Realistic Data: Uses faker.js with domain-specific extensions (currency codes, country codes, time windows) to produce realistic data beyond simple random strings.
Customizable: Specify 1-50 records. Script auto-caps at 50.
Error Handling: Handles generation failures gracefully; reports warnings for records that couldn't be generated after multiple attempts.
Usage
Basic Generation
node scripts/generate-fake-data.mjs schema.json 10
Generates 10 records from schema.json, outputs JSON to stdout.
Specify Record Count
node scripts/generate-fake-data.mjs schema.json 50
Records are capped at 50 maximum. If omitted, defaults to 10.
Save to File
node scripts/generate-fake-data.mjs schema.json 30 > output.json
Improving Data Quality
The faker library generates realistic data based on schema hints. To improve data quality:
- Add format hints: Use
"format": "email","format": "date","format": "uri" - Add faker directives: Use
"faker": "name.firstName"to guide generation - Use enums: For constrained fields, provide valid options
- Set constraints: Use
minimum,maximum,minLength,maxLengthappropriately - Avoid overly restrictive patterns: Very complex regex patterns may cause generation to fail
See references/faker-customization.md for detailed customization options and available faker methods.

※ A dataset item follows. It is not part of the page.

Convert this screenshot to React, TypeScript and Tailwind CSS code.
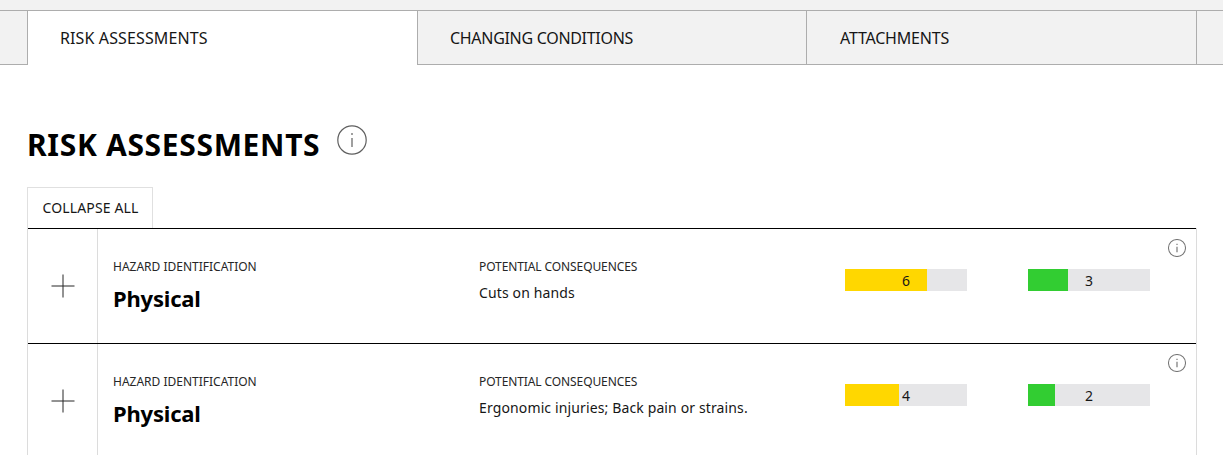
const font = "font-['Noto_Sans',sans-serif]";

const tabs = [
  { label: "RISK ASSESSMENTS", className: "-mb-px w-[391px] border-x bg-white pl-[32px] tracking-[0.12px]" },
  { label: "CHANGING CONDITIONS", className: "w-[389px] border-r pl-[32px] tracking-[-0.3px]" },
  { label: "ATTACHMENTS", className: "w-[390px] border-r pl-[33px] tracking-[-0.2px]" },
];

const risks = [
  { consequence: "Cuts on hands", before: 6, beforeWidth: 82, after: 3, afterWidth: 40 },
  { consequence: "Ergonomic injuries; Back pain or strains.", before: 4, beforeWidth: 54, after: 2, afterWidth: 27 },
];

function InfoIcon({ size, color }: { size: number; color: string }) {
  return (
    <svg width={size} height={size} viewBox="0 0 30 30" fill="none" stroke={color}>
      <circle cx="15" cy="15" r="14.2" strokeWidth={size > 20 ? 1.2 : 1.7} />
      <path d="M15 13v9" strokeWidth={size > 20 ? 1.2 : 2} />
      <path d="M15 8v2" strokeWidth={size > 20 ? 1.2 : 2} />
    </svg>
  );
}

function Bar({ value, width, color }: { value: number; width: number; color: string }) {
  return (
    <div className="relative h-[22px] w-[122px] bg-[#e6e6e8]">
      <div className={`h-full ${color}`} style={{ width }} />
      <span className="absolute inset-0 flex items-center justify-center text-[14px] text-[#161616]">
        {value}
      </span>
    </div>
  );
}

function RiskRow({ consequence, before, beforeWidth, after, afterWidth }: (typeof risks)[number]) {
  return (
    <div className="flex h-[115px] border-t border-black">
      <div className="flex w-[70px] shrink-0 items-center justify-center border-r border-[#dcdcdc]">
        <svg width="24" height="24" viewBox="0 0 24 24" stroke="#262626" strokeWidth="1">
          <path d="M12 0.5v23M0.5 12h23" />
        </svg>
      </div>
      <div className="flex w-[381px] shrink-0 flex-col pl-[15px] pt-[31px]">
        <div className="text-[12px] leading-[14px] text-[#262626]">HAZARD IDENTIFICATION</div>
        <div className="mt-[10px] text-[22px] font-bold leading-[28px] tracking-[-0.2px] text-black">Physical</div>
      </div>
      <div className="flex w-[366px] shrink-0 flex-col pt-[31px]">
        <div className="text-[12px] leading-[14px] tracking-[-0.1px] text-[#262626]">POTENTIAL CONSEQUENCES</div>
        <div className="mt-[9px] text-[14px] leading-[20px] tracking-[0.13px] text-[#161616]">{consequence}</div>
      </div>
      <div className="flex shrink-0 gap-[61px] pt-[40px]">
        <Bar value={before} width={beforeWidth} color="bg-[#ffd700]" />
        <Bar value={after} width={afterWidth} color="bg-[#32cd32]" />
      </div>
      <div className="ml-auto pr-[10px] pt-[10px]">
        <InfoIcon size={18} color="#777777" />
      </div>
    </div>
  );
}

export default function App() {
  return (
    <div className={`h-[455px] w-[1223px] overflow-hidden bg-white ${font}`}>
      <div className="h-[10px] bg-[#f2f2f2]" />
      <div className="flex h-[55px] border-y border-[#adadad] bg-[#f2f2f2]">
        <div className="w-[27px] shrink-0" />
        {tabs.map((tab) => (
          <div
            key={tab.label}
            className={`flex shrink-0 items-center border-[#adadad] text-[16px] text-[#161616] ${tab.className}`}
          >
            {tab.label}
          </div>
        ))}
      </div>
      <div className="px-[27px] pt-[60px]">
        <div className="flex items-start">
          <h1 className="text-[30px] font-bold leading-[40px] tracking-[0.67px] text-black">RISK ASSESSMENTS</h1>
          <div className="ml-[17px]">
            <InfoIcon size={30} color="#5f5f5f" />
          </div>
        </div>
        <button className="mt-[22px] block h-[41px] w-[126px] border border-b-0 border-[#e0e0e0] pb-[2px] pl-px text-[14px] tracking-[0.12px] text-[#161616]">
          COLLAPSE ALL
        </button>
        <div className="w-[1170px] border-x border-[#dcdcdc]">
          {risks.map((risk, i) => (
            <RiskRow key={i} {...risk} />
          ))}
        </div>
      </div>
    </div>
  );
}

Example: Accommodation Listings
Given a schema for accommodation listings (with faker hints for currency and country), the skill generates realistic data like:
[
{
"id": "listing_ashdod_001",
"title": "Beachfront Apartment",
"type": "apartment",
"location": {
"city": "Ashdod",
"countryCode": "IL",
"distanceToBeachMinutes": 5,
"coordinates": { "lat": 31.8, "lng": 34.65 }
},
"rating": { "score": 8.5, "count": 45 },
"pricePreview": {
"currency": "USD",
"nightly": 180,
"total": 540,
"nights": 3
},
...
}
]
Troubleshooting
"Could not generate valid record": The schema may have constraints that conflict (e.g., minLength > maxLength). Review your schema constraints.
"Failed to parse schema": Ensure the schema file is valid JSON.
Too few records generated: Some schemas have tight constraints. Increase attempts or relax schema constraints.
Advanced Customization
To add custom faker methods beyond the built-in ones (currencyCode, countryCode, timeWindow), edit the setupFaker() function in scripts/generate-fake-data.mjs.
Example: Add a custom "accommodationType" method:
faker.accommodationType = () => {
const types = ['apartment', 'house', 'hotel', 'bnb']
return faker.random.arrayElement(types)
}
Then use in your schema:
{
"type": "string",
"faker": "accommodationType"
}